2012 :    Confrontation directe aux conséquences du cyclone Ivana dans le village dans lequel nous intervenons depuis 2004 – Plus de 80 % de la population sinistrée.

Au final et sans verser dans le prosélytisme et encore moins dans le misérabilisme, la première motivation qui m'anime concerne les jeunes avec qui je collabore. Les amener à se positionner sur leurs capacités, leurs valeurs, les accompagner, les encourager à bâtir, à concrétiser leurs projets, à organiser, à matérialiser, est le socle d'une telle démarche. L'individualisme qui caractérise notre époque n'est pas une fatalité. Je souhaite que la formation globale que nous proposons à nos élèves les amène à s'interroger sur cette fameuse question essentielle : « qui suis-je ? Qui sommes-nous ? Que voulons-nous ? Qu'est-ce que je veux ?  Aller à la rencontre des autres conduit à se positionner sur nos valeurs individuelles et peut-être plus globalement sur un projet de société. Vaste programme … L'engagement envers les autres témoigne de l'intérêt que je porte à la société et à l'évolution du monde. Il s'agit à mes yeux d'une dimension essentielle de la vie d'un homme quel que soit le cadre dans lequel il évolue.

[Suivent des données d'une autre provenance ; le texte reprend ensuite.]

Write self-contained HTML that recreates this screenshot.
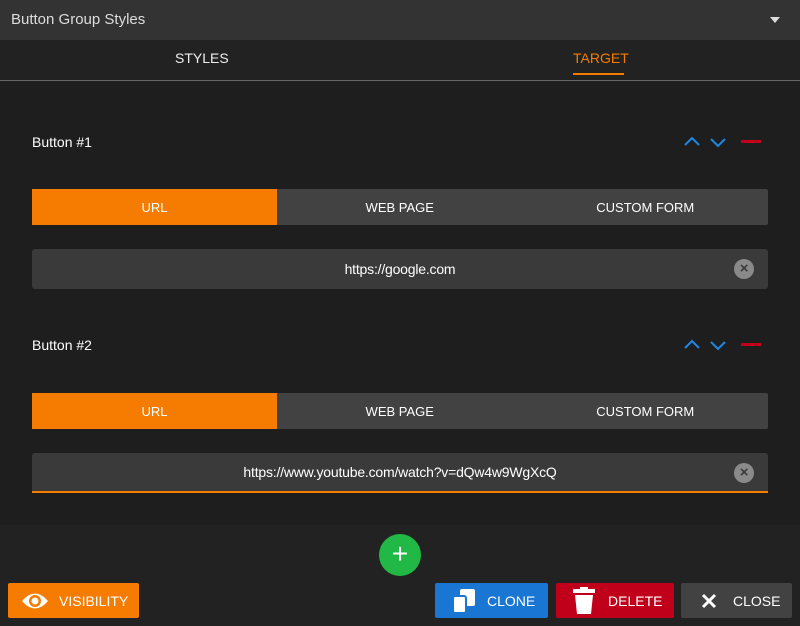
<!DOCTYPE html>
<html><head><style>
*{margin:0;padding:0;box-sizing:border-box}
body{width:800px;height:626px;background:#222;font-family:"Liberation Sans",sans-serif;color:#eee;position:relative;overflow:hidden;font-size:14px}
.abs{position:absolute}
.hdr{left:0;top:0;width:800px;height:40px;background:#333}
.seg{position:absolute;left:32px;width:736px;height:36px;background:#424242;border-radius:2px;display:flex;font-size:13px;color:#fff}
.seg div{flex:1;display:flex;align-items:center;justify-content:center}
.seg .on{background:#f57c00;flex:0 0 245px}
.inp{position:absolute;left:32px;width:736px;height:40px;background:#3a3a3a;border-radius:3px;display:flex;align-items:center;justify-content:center;font-size:14px;color:#fff;letter-spacing:-0.2px}
.x{position:absolute;right:14px;top:10px;width:20px;height:20px;border-radius:50%;background:#8a8a8a;color:#3a3a3a;font-size:15px;font-weight:bold;text-align:center;line-height:20px}
.lbl{position:absolute;left:32px;font-size:14px;color:#fff}
.btn{position:absolute;top:583px;height:35px;border-radius:2px;display:flex;align-items:center;color:#fff;font-size:14px}
</style></head><body>
<div class="abs hdr"></div>
<div class="abs" style="left:11px;top:11px;font-size:15px;color:#ddd">Button Group Styles</div>
<div class="abs" style="left:770px;top:17px;width:0;height:0;border-left:5px solid transparent;border-right:5px solid transparent;border-top:6px solid #ddd"></div>
<div class="abs" style="left:175px;top:50px;font-size:14px;color:#eee">STYLES</div>
<div class="abs" style="left:573px;top:50px;font-size:14px;color:#f57c00">TARGET</div>
<div class="abs" style="left:573px;top:73px;width:51px;height:2px;background:#f57c00"></div>
<div class="abs" style="left:0;top:80px;width:800px;height:1px;background:#666"></div>
<div class="abs" style="left:0;top:81px;width:800px;height:444px;background:#1e1e1e"></div>

<div class="lbl" style="top:134px">Button #1</div>
<svg class="abs" style="left:684px;top:134px" width="80" height="14"><path d="M1 11 L8 4 L15 11" stroke="#1e88e5" stroke-width="2" fill="none"/><path d="M27 5 L34 12 L41 5" stroke="#1e88e5" stroke-width="2" fill="none"/><rect x="57" y="6" width="20" height="3" fill="#c0001a"/></svg>
<div class="seg" style="top:189px"><div class="on">URL</div><div>WEB PAGE</div><div>CUSTOM FORM</div></div>
<div class="inp" style="top:249px">https://google.com<span class="x">×</span></div>

<div class="lbl" style="top:337px">Button #2</div>
<svg class="abs" style="left:684px;top:337px" width="80" height="14"><path d="M1 11 L8 4 L15 11" stroke="#1e88e5" stroke-width="2" fill="none"/><path d="M27 5 L34 12 L41 5" stroke="#1e88e5" stroke-width="2" fill="none"/><rect x="57" y="6" width="20" height="3" fill="#c0001a"/></svg>
<div class="seg" style="top:393px"><div class="on">URL</div><div>WEB PAGE</div><div>CUSTOM FORM</div></div>
<div class="inp" style="top:453px;border-bottom:2px solid #f57c00;border-radius:3px 3px 0 0">https://www.youtube.com/watch?v=dQw4w9WgXcQ<span class="x">×</span></div>

<div class="abs" style="left:379px;top:534px;width:42px;height:42px;border-radius:50%;background:#22b845;color:#fff;font-size:28px;text-align:center;line-height:40px">+</div>

<div class="btn" style="left:8px;width:131px;background:#f57c00">
<svg style="margin-left:13px" width="28" height="22" viewBox="0 0 28 22"><path d="M1 11 Q14 -4 27 11 Q14 26 1 11Z" fill="#fff"/><circle cx="14" cy="11" r="6" fill="#f57c00"/><circle cx="14" cy="11" r="3.5" fill="#fff"/></svg>
<span style="margin-left:10px">VISIBILITY</span></div>
<div class="btn" style="left:435px;width:113px;background:#1976d2">
<svg style="margin-left:16px" width="26" height="26" viewBox="0 0 26 26"><rect x="9" y="1" width="15" height="17" rx="2" fill="#fff"/><rect x="2" y="8" width="13" height="17" rx="2" fill="#fff" stroke="#1976d2" stroke-width="2"/></svg>
<span style="margin-left:10px">CLONE</span></div>
<div class="btn" style="left:556px;width:118px;background:#c0001a">
<svg style="margin-left:16px" width="24" height="28" viewBox="0 0 24 28"><rect x="1" y="2" width="22" height="4" fill="#fff"/><rect x="8" y="0" width="8" height="3" fill="#fff"/><path d="M3 8 H21 L19 27 H5Z" fill="#fff"/></svg>
<span style="margin-left:12px">DELETE</span></div>
<div class="btn" style="left:681px;width:111px;background:#424242">
<svg style="margin-left:20px" width="16" height="16"><path d="M2 2 L14 14 M14 2 L2 14" stroke="#fff" stroke-width="3"/></svg>
<span style="margin-left:16px">CLOSE</span></div>
</body></html>
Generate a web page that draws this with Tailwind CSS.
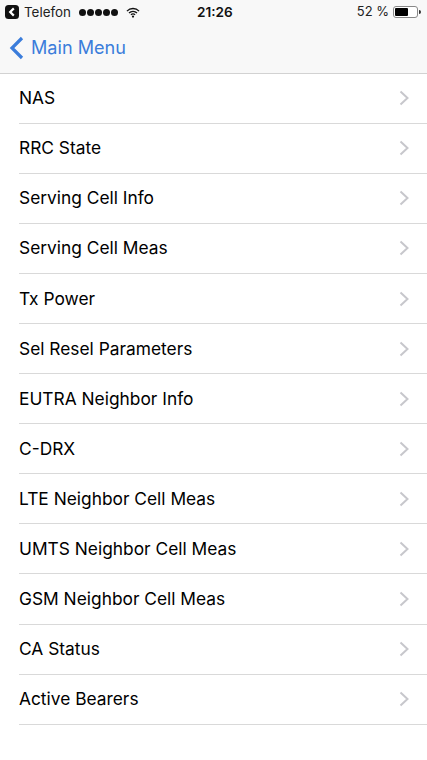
<!DOCTYPE html>
<html><head><meta charset="utf-8">
<script src="https://cdn.jsdelivr.net/npm/@tailwindcss/browser@4"></script>
</head>
<body class="bg-white font-['Inter','Liberation_Sans',Arial,sans-serif]">
<div class="w-[427px] h-[760px] overflow-hidden bg-white flex flex-col text-black">
  <header class="h-[74px] shrink-0 bg-[#f8f8f8] border-b border-[#d2d2d2] flex flex-col">
    <div class="relative h-[24px] shrink-0 flex items-center pl-[5px] pr-[6px] text-[13.4px] text-[#222]">
      <svg width="14" height="14" viewBox="0 0 14 14" class="mr-[5px]"><rect x="0" y="0" width="14" height="14" rx="3.5" fill="#111"/><path d="M8.8 3.4 L5.2 7 L8.8 10.6" fill="none" stroke="#fff" stroke-width="2.2"/></svg>
      <span>Telefon</span>
      <div class="flex gap-[1px] ml-[8px]">
        <i class="block w-[7px] h-[7px] rounded-full bg-[#111]"></i><i class="block w-[7px] h-[7px] rounded-full bg-[#111]"></i><i class="block w-[7px] h-[7px] rounded-full bg-[#111]"></i><i class="block w-[7px] h-[7px] rounded-full bg-[#111]"></i><i class="block w-[7px] h-[7px] rounded-full bg-[#111]"></i>
      </div>
      <svg width="14" height="11" viewBox="0 0 15 11" class="ml-[8px]"><path d="M1 4 A9 9 0 0 1 14 4 M3.2 6.1 A6 6 0 0 1 11.8 6.1 M5.3 8 A3 3 0 0 1 9.7 8" fill="none" stroke="#111" stroke-width="1.4"/><circle cx="7.5" cy="9.8" r="1.2" fill="#111"/></svg>
      <span class="absolute left-[197px] text-[13.6px] font-semibold text-[#111]">21:26</span>
      <span class="ml-auto mr-[4px] text-[13px]">52 %</span>
      <svg width="28" height="12" viewBox="0 0 28 12"><rect x="0.5" y="0.5" width="24" height="11" rx="2.5" fill="#fff" stroke="#888"/><rect x="2" y="2" width="13" height="8" rx="1" fill="#000"/><path d="M26 4 A2 2 0 0 1 26 8 Z" fill="#333"/></svg>
    </div>
    <div class="flex-1 flex items-center text-[#3b7ddb]">
      <svg width="16" height="24" viewBox="0 0 16 24" class="ml-[9px] mr-[6px] -translate-y-[1px]"><path d="M13 2 L3 12 L13 22" fill="none" stroke="#3b7ddb" stroke-width="3.2"/></svg>
      <span class="text-[18.1px] leading-none -translate-y-[1px]">Main Menu</span>
    </div>
  </header>
  <ul class="-mt-[0.3px] pl-[19px] text-[17.35px]">
    <li class="h-[50.08px] flex items-center justify-between border-b border-[#d9d9d9] pr-[17px]"><span>NAS</span><svg width="11" height="16" viewBox="0 0 11 16"><path d="M1.5 1.5 L8.5 8 L1.5 14.5" fill="none" stroke="#c7c7cc" stroke-width="2"/></svg></li>
    <li class="h-[50.08px] flex items-center justify-between border-b border-[#d9d9d9] pr-[17px]"><span>RRC State</span><svg width="11" height="16" viewBox="0 0 11 16"><path d="M1.5 1.5 L8.5 8 L1.5 14.5" fill="none" stroke="#c7c7cc" stroke-width="2"/></svg></li>
    <li class="h-[50.08px] flex items-center justify-between border-b border-[#d9d9d9] pr-[17px]"><span>Serving Cell Info</span><svg width="11" height="16" viewBox="0 0 11 16"><path d="M1.5 1.5 L8.5 8 L1.5 14.5" fill="none" stroke="#c7c7cc" stroke-width="2"/></svg></li>
    <li class="h-[50.08px] flex items-center justify-between border-b border-[#d9d9d9] pr-[17px]"><span>Serving Cell Meas</span><svg width="11" height="16" viewBox="0 0 11 16"><path d="M1.5 1.5 L8.5 8 L1.5 14.5" fill="none" stroke="#c7c7cc" stroke-width="2"/></svg></li>
    <li class="h-[50.08px] flex items-center justify-between border-b border-[#d9d9d9] pr-[17px]"><span>Tx Power</span><svg width="11" height="16" viewBox="0 0 11 16"><path d="M1.5 1.5 L8.5 8 L1.5 14.5" fill="none" stroke="#c7c7cc" stroke-width="2"/></svg></li>
    <li class="h-[50.08px] flex items-center justify-between border-b border-[#d9d9d9] pr-[17px]"><span>Sel Resel Parameters</span><svg width="11" height="16" viewBox="0 0 11 16"><path d="M1.5 1.5 L8.5 8 L1.5 14.5" fill="none" stroke="#c7c7cc" stroke-width="2"/></svg></li>
    <li class="h-[50.08px] flex items-center justify-between border-b border-[#d9d9d9] pr-[17px]"><span>EUTRA Neighbor Info</span><svg width="11" height="16" viewBox="0 0 11 16"><path d="M1.5 1.5 L8.5 8 L1.5 14.5" fill="none" stroke="#c7c7cc" stroke-width="2"/></svg></li>
    <li class="h-[50.08px] flex items-center justify-between border-b border-[#d9d9d9] pr-[17px]"><span>C-DRX</span><svg width="11" height="16" viewBox="0 0 11 16"><path d="M1.5 1.5 L8.5 8 L1.5 14.5" fill="none" stroke="#c7c7cc" stroke-width="2"/></svg></li>
    <li class="h-[50.08px] flex items-center justify-between border-b border-[#d9d9d9] pr-[17px]"><span>LTE Neighbor Cell Meas</span><svg width="11" height="16" viewBox="0 0 11 16"><path d="M1.5 1.5 L8.5 8 L1.5 14.5" fill="none" stroke="#c7c7cc" stroke-width="2"/></svg></li>
    <li class="h-[50.08px] flex items-center justify-between border-b border-[#d9d9d9] pr-[17px]"><span>UMTS Neighbor Cell Meas</span><svg width="11" height="16" viewBox="0 0 11 16"><path d="M1.5 1.5 L8.5 8 L1.5 14.5" fill="none" stroke="#c7c7cc" stroke-width="2"/></svg></li>
    <li class="h-[50.08px] flex items-center justify-between border-b border-[#d9d9d9] pr-[17px]"><span>GSM Neighbor Cell Meas</span><svg width="11" height="16" viewBox="0 0 11 16"><path d="M1.5 1.5 L8.5 8 L1.5 14.5" fill="none" stroke="#c7c7cc" stroke-width="2"/></svg></li>
    <li class="h-[50.08px] flex items-center justify-between border-b border-[#d9d9d9] pr-[17px]"><span>CA Status</span><svg width="11" height="16" viewBox="0 0 11 16"><path d="M1.5 1.5 L8.5 8 L1.5 14.5" fill="none" stroke="#c7c7cc" stroke-width="2"/></svg></li>
    <li class="h-[50.08px] flex items-center justify-between border-b border-[#d9d9d9] pr-[17px]"><span>Active Bearers</span><svg width="11" height="16" viewBox="0 0 11 16"><path d="M1.5 1.5 L8.5 8 L1.5 14.5" fill="none" stroke="#c7c7cc" stroke-width="2"/></svg></li>
  </ul>
</div>
</body></html>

Mieux se connaître, mieux connaître les autres permet sans doute d'avoir moins peur de ce que l'on ne connaît pas et qui nourrit tant de maux de notre société.

A vous, les jeunes qui au travers de votre comportement, de votre capacité à mettre en œuvre, de votre bonheur d'être ensemble, de votre bonne humeur qui rend les choses simples et naturelles, de votre capacité à respecter une parole donnée, je vous dis : faites fructifier ce que nous avons vécu ensemble, vous en avez les moyens. C’est le temps qui bonifiera notre expérience.

Comme le disait un célèbre homme d’état : « Un homme se construit par ses actes et par ses actions » (F. M.).Enfin, n’oubliez jamais ce qu’a écrit Voltaire : « Les progrès de la raison sont lents, les racines des préjugés profondes ». Ainsi, au lieu de crier à la nuit, mieux vaut allumer une lumière.